WORK TO COMPLETE:
Where a line of the material contains the string "this", copy that line.

[Collected data]
▬▬▬▬▬▬

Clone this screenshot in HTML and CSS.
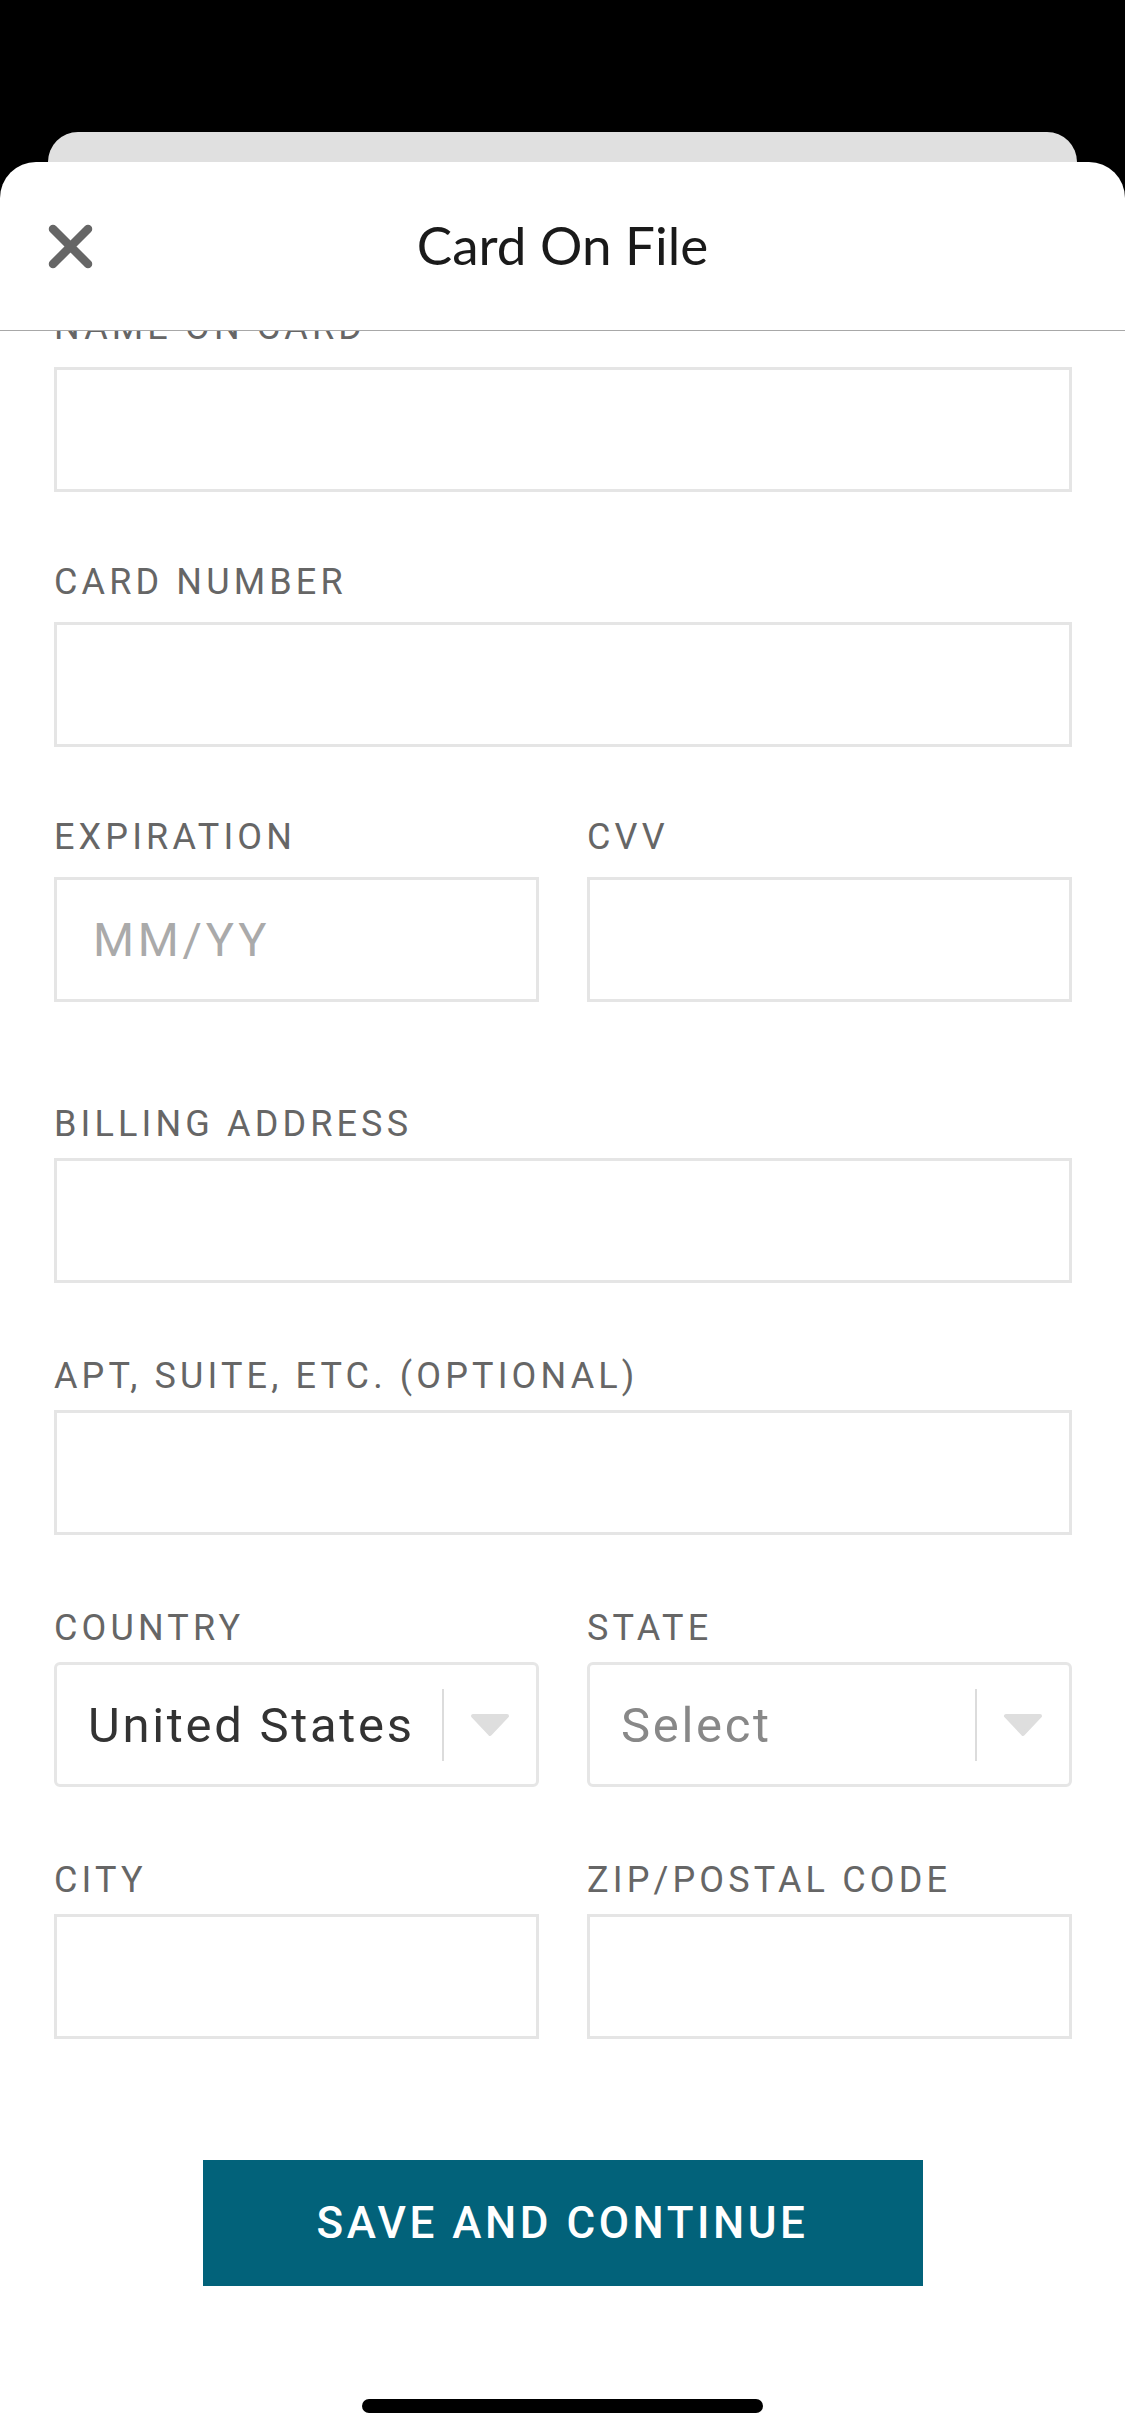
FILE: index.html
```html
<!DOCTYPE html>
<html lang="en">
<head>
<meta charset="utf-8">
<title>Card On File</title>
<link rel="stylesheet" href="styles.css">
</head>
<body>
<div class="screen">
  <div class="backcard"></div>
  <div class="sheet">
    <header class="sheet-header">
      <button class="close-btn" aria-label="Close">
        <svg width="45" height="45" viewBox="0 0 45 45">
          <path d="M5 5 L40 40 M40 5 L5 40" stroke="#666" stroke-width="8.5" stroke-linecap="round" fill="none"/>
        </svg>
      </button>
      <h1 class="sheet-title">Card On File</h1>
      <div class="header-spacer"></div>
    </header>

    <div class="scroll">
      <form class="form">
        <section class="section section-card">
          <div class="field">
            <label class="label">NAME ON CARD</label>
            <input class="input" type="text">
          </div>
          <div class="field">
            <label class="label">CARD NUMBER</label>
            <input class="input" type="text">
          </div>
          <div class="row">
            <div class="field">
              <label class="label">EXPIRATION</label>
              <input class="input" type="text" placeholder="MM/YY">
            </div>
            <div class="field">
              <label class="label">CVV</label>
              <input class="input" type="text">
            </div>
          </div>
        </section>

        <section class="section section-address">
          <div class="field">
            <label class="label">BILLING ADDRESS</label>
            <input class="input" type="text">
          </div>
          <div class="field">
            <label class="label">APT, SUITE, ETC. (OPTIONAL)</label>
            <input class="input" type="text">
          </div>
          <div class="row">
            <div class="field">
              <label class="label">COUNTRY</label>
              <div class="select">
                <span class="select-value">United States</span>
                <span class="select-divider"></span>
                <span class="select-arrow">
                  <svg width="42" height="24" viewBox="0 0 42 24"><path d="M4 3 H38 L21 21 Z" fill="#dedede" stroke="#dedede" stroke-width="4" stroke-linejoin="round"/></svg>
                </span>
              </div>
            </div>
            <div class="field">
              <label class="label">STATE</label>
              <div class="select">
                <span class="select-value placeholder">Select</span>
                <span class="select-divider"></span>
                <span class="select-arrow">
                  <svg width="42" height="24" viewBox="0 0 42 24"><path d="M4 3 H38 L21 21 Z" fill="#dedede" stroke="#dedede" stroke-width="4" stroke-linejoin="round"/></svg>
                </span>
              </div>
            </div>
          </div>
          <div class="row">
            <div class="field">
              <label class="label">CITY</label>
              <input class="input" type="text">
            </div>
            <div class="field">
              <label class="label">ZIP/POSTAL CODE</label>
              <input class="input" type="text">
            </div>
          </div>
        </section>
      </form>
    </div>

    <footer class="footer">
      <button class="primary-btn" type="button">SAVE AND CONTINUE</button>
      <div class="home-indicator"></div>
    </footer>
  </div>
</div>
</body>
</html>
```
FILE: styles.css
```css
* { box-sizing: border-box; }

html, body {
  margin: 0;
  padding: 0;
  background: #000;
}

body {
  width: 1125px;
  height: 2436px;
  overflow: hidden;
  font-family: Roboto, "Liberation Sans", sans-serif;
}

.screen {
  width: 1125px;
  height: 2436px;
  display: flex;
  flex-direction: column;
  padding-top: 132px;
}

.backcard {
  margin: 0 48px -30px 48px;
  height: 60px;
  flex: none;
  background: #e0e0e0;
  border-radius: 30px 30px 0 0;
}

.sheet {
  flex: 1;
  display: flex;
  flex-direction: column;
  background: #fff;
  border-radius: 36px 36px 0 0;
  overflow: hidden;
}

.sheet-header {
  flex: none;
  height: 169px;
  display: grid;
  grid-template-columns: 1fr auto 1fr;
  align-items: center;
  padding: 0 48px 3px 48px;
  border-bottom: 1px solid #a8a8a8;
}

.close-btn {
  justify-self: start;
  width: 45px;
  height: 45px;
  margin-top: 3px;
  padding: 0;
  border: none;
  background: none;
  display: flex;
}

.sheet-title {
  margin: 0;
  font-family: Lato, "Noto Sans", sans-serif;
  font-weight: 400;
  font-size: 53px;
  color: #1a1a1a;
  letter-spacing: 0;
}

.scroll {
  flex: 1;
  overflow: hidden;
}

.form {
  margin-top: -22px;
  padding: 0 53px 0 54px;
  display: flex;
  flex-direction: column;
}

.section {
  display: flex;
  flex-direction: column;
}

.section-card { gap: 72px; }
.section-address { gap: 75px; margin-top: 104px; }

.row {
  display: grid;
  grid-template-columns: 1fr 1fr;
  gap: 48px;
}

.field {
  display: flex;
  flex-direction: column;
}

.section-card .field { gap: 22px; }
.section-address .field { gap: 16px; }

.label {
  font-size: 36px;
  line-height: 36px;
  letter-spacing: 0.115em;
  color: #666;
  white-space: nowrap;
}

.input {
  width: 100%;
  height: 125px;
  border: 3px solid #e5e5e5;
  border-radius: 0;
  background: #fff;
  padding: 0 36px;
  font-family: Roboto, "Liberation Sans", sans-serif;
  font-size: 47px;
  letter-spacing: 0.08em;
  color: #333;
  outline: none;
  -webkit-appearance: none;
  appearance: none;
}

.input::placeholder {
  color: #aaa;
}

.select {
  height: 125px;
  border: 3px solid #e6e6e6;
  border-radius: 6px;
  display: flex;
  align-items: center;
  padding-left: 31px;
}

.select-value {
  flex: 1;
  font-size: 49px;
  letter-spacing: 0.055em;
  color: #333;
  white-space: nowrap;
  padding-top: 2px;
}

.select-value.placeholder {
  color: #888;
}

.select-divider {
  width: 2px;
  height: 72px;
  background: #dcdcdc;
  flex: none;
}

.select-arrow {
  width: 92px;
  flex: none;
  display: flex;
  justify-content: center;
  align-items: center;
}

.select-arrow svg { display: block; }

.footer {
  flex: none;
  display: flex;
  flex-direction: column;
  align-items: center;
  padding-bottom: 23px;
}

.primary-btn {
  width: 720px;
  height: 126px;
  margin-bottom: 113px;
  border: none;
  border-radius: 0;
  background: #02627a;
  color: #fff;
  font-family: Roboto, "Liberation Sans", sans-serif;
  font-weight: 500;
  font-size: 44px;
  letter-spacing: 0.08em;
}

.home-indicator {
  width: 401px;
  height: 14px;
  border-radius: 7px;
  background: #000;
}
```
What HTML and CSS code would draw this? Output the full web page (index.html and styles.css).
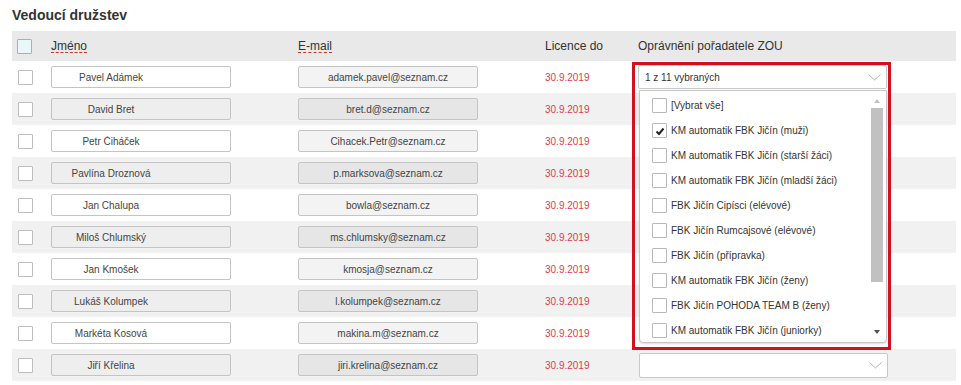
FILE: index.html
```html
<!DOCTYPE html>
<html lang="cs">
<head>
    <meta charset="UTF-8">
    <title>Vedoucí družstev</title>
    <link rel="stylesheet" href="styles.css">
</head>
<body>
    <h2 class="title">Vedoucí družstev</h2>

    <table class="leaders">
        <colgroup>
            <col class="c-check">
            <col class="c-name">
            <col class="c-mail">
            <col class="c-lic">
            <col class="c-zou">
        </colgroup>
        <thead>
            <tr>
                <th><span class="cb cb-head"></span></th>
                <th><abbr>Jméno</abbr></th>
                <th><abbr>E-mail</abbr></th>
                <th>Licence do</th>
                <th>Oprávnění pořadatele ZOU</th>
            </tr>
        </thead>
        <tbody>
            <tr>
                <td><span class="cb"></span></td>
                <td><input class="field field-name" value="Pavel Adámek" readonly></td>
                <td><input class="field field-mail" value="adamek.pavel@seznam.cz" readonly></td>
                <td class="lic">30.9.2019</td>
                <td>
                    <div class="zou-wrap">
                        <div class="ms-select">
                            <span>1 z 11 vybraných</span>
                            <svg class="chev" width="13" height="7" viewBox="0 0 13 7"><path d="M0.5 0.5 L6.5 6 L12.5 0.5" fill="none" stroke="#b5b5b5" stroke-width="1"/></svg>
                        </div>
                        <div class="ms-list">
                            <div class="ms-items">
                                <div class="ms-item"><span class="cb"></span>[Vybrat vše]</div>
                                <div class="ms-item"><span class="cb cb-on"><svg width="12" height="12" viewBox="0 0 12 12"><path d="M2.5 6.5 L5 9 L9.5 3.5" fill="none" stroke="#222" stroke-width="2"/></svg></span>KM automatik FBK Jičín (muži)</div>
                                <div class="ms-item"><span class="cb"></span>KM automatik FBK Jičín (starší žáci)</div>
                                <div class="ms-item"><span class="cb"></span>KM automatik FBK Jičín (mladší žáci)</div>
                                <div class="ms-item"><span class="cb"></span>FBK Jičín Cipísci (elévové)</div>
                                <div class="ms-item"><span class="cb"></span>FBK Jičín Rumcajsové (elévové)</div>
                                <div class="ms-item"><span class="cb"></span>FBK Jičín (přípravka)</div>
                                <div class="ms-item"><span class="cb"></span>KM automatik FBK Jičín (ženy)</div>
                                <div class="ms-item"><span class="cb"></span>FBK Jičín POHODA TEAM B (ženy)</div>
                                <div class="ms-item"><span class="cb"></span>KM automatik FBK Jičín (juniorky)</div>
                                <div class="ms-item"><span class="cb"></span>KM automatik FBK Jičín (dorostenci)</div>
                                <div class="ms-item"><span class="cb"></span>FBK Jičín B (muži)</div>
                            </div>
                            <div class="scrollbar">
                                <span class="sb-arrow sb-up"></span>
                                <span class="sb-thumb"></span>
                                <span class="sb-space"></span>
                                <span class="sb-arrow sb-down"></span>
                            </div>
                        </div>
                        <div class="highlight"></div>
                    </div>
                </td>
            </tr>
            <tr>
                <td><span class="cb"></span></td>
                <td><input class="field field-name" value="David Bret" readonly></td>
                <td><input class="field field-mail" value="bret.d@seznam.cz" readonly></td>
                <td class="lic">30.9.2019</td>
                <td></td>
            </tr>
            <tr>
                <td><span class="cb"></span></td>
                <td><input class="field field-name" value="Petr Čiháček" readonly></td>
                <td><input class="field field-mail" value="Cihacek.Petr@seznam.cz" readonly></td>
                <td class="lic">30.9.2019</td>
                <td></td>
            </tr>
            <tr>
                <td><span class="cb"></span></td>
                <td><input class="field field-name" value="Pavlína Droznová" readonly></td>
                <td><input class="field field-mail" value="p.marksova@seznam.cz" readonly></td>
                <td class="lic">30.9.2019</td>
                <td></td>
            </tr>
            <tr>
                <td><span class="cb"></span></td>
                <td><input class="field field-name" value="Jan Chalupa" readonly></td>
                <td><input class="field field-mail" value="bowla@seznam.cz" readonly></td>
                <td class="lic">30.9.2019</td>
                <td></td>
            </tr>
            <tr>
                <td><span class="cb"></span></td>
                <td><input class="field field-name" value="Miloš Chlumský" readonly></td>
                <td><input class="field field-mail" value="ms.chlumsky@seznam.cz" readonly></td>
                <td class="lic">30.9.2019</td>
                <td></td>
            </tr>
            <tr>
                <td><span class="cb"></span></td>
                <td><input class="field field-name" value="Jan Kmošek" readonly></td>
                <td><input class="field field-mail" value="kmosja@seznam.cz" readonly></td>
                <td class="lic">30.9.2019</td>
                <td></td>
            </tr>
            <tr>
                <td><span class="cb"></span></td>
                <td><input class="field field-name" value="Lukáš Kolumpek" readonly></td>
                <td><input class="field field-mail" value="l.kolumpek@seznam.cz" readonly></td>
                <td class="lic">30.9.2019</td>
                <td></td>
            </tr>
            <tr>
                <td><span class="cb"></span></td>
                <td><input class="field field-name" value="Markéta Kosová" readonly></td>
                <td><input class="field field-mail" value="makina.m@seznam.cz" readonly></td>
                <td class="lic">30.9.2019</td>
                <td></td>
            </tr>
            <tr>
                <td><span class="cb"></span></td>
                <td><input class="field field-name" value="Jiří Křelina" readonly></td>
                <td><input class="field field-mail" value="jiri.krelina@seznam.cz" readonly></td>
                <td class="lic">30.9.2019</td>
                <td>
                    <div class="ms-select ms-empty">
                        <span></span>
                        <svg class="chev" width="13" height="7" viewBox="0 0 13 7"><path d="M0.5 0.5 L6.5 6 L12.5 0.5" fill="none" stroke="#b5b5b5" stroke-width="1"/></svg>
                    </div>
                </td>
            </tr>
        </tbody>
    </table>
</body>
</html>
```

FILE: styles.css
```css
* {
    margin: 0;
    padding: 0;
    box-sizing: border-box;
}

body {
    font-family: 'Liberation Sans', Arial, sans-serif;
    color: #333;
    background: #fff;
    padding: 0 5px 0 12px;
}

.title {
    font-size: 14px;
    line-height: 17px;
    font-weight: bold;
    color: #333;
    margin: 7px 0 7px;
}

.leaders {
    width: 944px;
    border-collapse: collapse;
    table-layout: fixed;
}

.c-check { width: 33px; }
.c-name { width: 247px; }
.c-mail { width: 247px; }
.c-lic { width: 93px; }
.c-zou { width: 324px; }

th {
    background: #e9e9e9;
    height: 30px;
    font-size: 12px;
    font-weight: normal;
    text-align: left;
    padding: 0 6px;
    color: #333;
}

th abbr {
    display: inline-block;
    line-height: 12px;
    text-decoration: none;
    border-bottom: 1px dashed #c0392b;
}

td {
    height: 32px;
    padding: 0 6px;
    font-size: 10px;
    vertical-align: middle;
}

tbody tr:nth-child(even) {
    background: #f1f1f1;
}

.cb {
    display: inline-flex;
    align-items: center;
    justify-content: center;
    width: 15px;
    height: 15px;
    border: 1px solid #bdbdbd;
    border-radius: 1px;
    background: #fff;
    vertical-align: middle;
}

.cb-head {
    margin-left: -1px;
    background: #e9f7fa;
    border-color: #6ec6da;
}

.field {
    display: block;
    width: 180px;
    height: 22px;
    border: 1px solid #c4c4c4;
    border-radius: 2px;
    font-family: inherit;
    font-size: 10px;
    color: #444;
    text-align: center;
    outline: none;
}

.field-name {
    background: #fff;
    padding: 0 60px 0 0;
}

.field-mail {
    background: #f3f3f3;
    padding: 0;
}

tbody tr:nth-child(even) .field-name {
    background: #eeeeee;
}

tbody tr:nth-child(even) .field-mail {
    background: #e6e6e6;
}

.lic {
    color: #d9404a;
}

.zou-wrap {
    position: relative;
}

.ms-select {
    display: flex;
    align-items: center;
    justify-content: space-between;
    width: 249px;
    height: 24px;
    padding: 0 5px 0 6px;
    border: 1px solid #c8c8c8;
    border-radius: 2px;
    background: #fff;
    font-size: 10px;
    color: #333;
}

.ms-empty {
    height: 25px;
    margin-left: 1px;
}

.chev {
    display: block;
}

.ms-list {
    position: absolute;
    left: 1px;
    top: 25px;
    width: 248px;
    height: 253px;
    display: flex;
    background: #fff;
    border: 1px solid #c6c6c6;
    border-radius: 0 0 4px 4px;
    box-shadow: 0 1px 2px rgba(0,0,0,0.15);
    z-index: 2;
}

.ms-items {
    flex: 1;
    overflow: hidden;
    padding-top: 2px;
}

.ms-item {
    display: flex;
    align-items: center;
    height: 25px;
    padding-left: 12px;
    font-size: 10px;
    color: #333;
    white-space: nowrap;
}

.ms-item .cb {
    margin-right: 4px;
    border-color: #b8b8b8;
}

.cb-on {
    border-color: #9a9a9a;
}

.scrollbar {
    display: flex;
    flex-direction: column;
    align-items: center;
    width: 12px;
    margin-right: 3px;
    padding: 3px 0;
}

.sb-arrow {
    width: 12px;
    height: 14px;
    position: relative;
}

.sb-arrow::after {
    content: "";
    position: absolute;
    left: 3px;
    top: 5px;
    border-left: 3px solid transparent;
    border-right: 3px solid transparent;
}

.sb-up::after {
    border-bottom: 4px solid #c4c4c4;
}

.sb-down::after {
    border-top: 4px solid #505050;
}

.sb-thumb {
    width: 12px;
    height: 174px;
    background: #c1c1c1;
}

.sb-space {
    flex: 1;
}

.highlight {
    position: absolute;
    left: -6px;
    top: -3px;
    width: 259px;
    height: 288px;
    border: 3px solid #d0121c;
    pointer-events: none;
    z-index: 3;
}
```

▬▬▬▬▬▬

THE RESPONSE:
Clone this screenshot in HTML and CSS.
What HTML and CSS code would draw this? Output the full web page (index.html and styles.css).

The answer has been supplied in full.